INSTRUCTIONS TO FOLLOW
All of the records below need to be copied exactly.

— begin SUPPLIED MATERIAL —

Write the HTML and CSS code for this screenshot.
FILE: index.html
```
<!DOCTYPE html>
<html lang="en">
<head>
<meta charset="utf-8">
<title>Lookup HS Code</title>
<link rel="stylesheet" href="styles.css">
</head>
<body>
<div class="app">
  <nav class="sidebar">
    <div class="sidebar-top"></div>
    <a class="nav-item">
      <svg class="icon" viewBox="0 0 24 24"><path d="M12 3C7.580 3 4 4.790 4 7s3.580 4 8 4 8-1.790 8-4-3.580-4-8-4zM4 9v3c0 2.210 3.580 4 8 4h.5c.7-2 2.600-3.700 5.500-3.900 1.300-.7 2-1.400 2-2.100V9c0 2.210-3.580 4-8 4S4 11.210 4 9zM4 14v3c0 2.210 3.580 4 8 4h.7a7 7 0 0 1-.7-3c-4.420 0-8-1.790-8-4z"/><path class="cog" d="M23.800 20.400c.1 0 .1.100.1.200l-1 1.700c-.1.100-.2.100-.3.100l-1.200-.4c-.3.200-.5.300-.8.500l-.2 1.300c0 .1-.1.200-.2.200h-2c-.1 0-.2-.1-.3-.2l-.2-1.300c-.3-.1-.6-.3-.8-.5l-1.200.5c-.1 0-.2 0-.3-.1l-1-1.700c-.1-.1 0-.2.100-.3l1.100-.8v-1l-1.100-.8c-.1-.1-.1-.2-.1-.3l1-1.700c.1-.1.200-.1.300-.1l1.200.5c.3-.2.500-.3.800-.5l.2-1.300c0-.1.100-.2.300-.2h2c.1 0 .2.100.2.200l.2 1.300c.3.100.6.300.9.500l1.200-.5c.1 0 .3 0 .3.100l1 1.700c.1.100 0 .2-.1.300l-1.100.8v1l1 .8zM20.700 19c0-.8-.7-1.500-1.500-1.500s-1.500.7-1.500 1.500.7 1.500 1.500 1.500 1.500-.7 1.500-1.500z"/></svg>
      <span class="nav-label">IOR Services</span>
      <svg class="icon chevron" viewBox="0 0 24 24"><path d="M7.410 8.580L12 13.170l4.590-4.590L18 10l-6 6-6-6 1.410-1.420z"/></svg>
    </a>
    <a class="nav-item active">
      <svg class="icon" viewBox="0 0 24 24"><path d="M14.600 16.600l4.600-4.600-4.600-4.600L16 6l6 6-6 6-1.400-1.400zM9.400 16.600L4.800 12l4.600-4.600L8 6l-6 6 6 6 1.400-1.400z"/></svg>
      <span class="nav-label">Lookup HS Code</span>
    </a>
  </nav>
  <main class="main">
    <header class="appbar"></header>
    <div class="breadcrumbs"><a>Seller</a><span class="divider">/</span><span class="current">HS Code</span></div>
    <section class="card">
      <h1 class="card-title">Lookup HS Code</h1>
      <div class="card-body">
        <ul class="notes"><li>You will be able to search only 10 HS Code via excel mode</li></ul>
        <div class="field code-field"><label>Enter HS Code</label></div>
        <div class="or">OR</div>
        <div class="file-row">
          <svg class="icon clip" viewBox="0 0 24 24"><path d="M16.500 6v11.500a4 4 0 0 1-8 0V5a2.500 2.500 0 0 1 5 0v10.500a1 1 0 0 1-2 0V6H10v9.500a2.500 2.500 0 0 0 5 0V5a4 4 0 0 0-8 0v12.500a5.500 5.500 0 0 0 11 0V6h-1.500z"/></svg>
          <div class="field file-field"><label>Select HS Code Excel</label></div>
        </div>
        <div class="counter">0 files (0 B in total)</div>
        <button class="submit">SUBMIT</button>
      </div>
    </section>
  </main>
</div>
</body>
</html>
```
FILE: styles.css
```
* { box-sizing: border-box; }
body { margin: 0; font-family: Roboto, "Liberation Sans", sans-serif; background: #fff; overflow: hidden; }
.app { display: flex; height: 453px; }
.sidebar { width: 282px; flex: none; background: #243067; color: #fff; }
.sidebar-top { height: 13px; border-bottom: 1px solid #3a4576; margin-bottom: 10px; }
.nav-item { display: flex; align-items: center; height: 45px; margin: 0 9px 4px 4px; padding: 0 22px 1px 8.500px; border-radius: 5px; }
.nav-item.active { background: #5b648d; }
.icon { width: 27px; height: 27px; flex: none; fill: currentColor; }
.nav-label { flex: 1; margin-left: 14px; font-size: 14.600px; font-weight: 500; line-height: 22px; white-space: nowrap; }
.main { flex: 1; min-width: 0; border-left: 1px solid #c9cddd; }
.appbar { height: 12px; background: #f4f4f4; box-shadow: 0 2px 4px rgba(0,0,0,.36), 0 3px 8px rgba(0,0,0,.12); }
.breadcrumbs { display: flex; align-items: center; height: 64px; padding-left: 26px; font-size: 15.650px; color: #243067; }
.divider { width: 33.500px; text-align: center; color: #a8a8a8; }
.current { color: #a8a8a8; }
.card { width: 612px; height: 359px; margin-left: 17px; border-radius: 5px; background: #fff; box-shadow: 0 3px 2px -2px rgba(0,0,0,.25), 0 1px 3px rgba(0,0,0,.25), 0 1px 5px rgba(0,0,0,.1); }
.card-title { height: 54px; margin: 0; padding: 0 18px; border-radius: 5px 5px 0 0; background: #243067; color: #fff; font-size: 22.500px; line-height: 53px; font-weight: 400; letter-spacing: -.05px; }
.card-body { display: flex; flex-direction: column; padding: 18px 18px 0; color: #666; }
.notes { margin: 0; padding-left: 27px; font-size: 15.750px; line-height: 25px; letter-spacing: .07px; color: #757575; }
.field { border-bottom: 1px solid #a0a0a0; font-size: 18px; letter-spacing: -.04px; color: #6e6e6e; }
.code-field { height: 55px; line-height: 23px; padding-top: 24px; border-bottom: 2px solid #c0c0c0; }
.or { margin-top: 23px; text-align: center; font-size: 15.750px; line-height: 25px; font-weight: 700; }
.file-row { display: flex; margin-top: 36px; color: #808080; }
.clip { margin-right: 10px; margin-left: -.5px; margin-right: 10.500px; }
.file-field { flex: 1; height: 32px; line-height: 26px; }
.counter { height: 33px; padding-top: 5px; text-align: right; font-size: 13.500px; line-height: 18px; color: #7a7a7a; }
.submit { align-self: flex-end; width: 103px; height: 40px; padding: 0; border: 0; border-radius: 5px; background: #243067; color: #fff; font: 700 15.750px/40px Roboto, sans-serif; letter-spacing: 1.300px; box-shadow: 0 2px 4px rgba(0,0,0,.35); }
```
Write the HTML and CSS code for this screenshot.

— end SUPPLIED MATERIAL —

RESPONSE
Write the HTML and CSS code for this screenshot.
FILE: index.html
```
<!DOCTYPE html>
<html lang="en">
<head>
<meta charset="utf-8">
<title>Lookup HS Code</title>
<link rel="stylesheet" href="styles.css">
</head>
<body>
<div class="app">
  <nav class="sidebar">
    <div class="sidebar-top"></div>
    <a class="nav-item">
      <svg class="icon" viewBox="0 0 24 24"><path d="M12 3C7.580 3 4 4.790 4 7s3.580 4 8 4 8-1.790 8-4-3.580-4-8-4zM4 9v3c0 2.210 3.580 4 8 4h.5c.7-2 2.600-3.700 5.500-3.900 1.300-.7 2-1.400 2-2.100V9c0 2.210-3.580 4-8 4S4 11.210 4 9zM4 14v3c0 2.210 3.580 4 8 4h.7a7 7 0 0 1-.7-3c-4.420 0-8-1.790-8-4z"/><path class="cog" d="M23.800 20.400c.1 0 .1.100.1.200l-1 1.700c-.1.100-.2.100-.3.100l-1.200-.4c-.3.200-.5.300-.8.500l-.2 1.300c0 .1-.1.200-.2.200h-2c-.1 0-.2-.1-.3-.2l-.2-1.300c-.3-.1-.6-.3-.8-.5l-1.200.5c-.1 0-.2 0-.3-.1l-1-1.700c-.1-.1 0-.2.100-.3l1.100-.8v-1l-1.100-.8c-.1-.1-.1-.2-.1-.3l1-1.700c.1-.1.200-.1.300-.1l1.200.5c.3-.2.500-.3.800-.5l.2-1.300c0-.1.100-.2.300-.2h2c.1 0 .2.100.2.200l.2 1.300c.3.100.6.300.9.500l1.200-.5c.1 0 .3 0 .3.100l1 1.700c.1.100 0 .2-.1.300l-1.100.8v1l1 .8zM20.700 19c0-.8-.7-1.500-1.500-1.500s-1.500.7-1.500 1.500.7 1.500 1.500 1.500 1.500-.7 1.500-1.500z"/></svg>
      <span class="nav-label">IOR Services</span>
      <svg class="icon chevron" viewBox="0 0 24 24"><path d="M7.410 8.580L12 13.170l4.590-4.590L18 10l-6 6-6-6 1.410-1.420z"/></svg>
    </a>
    <a class="nav-item active">
      <svg class="icon" viewBox="0 0 24 24"><path d="M14.600 16.600l4.600-4.600-4.600-4.600L16 6l6 6-6 6-1.400-1.400zM9.400 16.600L4.800 12l4.600-4.600L8 6l-6 6 6 6 1.400-1.400z"/></svg>
      <span class="nav-label">Lookup HS Code</span>
    </a>
  </nav>
  <main class="main">
    <header class="appbar"></header>
    <div class="breadcrumbs"><a>Seller</a><span class="divider">/</span><span class="current">HS Code</span></div>
    <section class="card">
      <h1 class="card-title">Lookup HS Code</h1>
      <div class="card-body">
        <ul class="notes"><li>You will be able to search only 10 HS Code via excel mode</li></ul>
        <div class="field code-field"><label>Enter HS Code</label></div>
        <div class="or">OR</div>
        <div class="file-row">
          <svg class="icon clip" viewBox="0 0 24 24"><path d="M16.500 6v11.500a4 4 0 0 1-8 0V5a2.500 2.500 0 0 1 5 0v10.500a1 1 0 0 1-2 0V6H10v9.500a2.500 2.500 0 0 0 5 0V5a4 4 0 0 0-8 0v12.500a5.500 5.500 0 0 0 11 0V6h-1.500z"/></svg>
          <div class="field file-field"><label>Select HS Code Excel</label></div>
        </div>
        <div class="counter">0 files (0 B in total)</div>
        <button class="submit">SUBMIT</button>
      </div>
    </section>
  </main>
</div>
</body>
</html>
```
FILE: styles.css
```
* { box-sizing: border-box; }
body { margin: 0; font-family: Roboto, "Liberation Sans", sans-serif; background: #fff; overflow: hidden; }
.app { display: flex; height: 453px; }
.sidebar { width: 282px; flex: none; background: #243067; color: #fff; }
.sidebar-top { height: 13px; border-bottom: 1px solid #3a4576; margin-bottom: 10px; }
.nav-item { display: flex; align-items: center; height: 45px; margin: 0 9px 4px 4px; padding: 0 22px 1px 8.500px; border-radius: 5px; }
.nav-item.active { background: #5b648d; }
.icon { width: 27px; height: 27px; flex: none; fill: currentColor; }
.nav-label { flex: 1; margin-left: 14px; font-size: 14.600px; font-weight: 500; line-height: 22px; white-space: nowrap; }
.main { flex: 1; min-width: 0; border-left: 1px solid #c9cddd; }
.appbar { height: 12px; background: #f4f4f4; box-shadow: 0 2px 4px rgba(0,0,0,.36), 0 3px 8px rgba(0,0,0,.12); }
.breadcrumbs { display: flex; align-items: center; height: 64px; padding-left: 26px; font-size: 15.650px; color: #243067; }
.divider { width: 33.500px; text-align: center; color: #a8a8a8; }
.current { color: #a8a8a8; }
.card { width: 612px; height: 359px; margin-left: 17px; border-radius: 5px; background: #fff; box-shadow: 0 3px 2px -2px rgba(0,0,0,.25), 0 1px 3px rgba(0,0,0,.25), 0 1px 5px rgba(0,0,0,.1); }
.card-title { height: 54px; margin: 0; padding: 0 18px; border-radius: 5px 5px 0 0; background: #243067; color: #fff; font-size: 22.500px; line-height: 53px; font-weight: 400; letter-spacing: -.05px; }
.card-body { display: flex; flex-direction: column; padding: 18px 18px 0; color: #666; }
.notes { margin: 0; padding-left: 27px; font-size: 15.750px; line-height: 25px; letter-spacing: .07px; color: #757575; }
.field { border-bottom: 1px solid #a0a0a0; font-size: 18px; letter-spacing: -.04px; color: #6e6e6e; }
.code-field { height: 55px; line-height: 23px; padding-top: 24px; border-bottom: 2px solid #c0c0c0; }
.or { margin-top: 23px; text-align: center; font-size: 15.750px; line-height: 25px; font-weight: 700; }
.file-row { display: flex; margin-top: 36px; color: #808080; }
.clip { margin-right: 10px; margin-left: -.5px; margin-right: 10.500px; }
.file-field { flex: 1; height: 32px; line-height: 26px; }
.counter { height: 33px; padding-top: 5px; text-align: right; font-size: 13.500px; line-height: 18px; color: #7a7a7a; }
.submit { align-self: flex-end; width: 103px; height: 40px; padding: 0; border: 0; border-radius: 5px; background: #243067; color: #fff; font: 700 15.750px/40px Roboto, sans-serif; letter-spacing: 1.300px; box-shadow: 0 2px 4px rgba(0,0,0,.35); }
```
Write the HTML and CSS code for this screenshot.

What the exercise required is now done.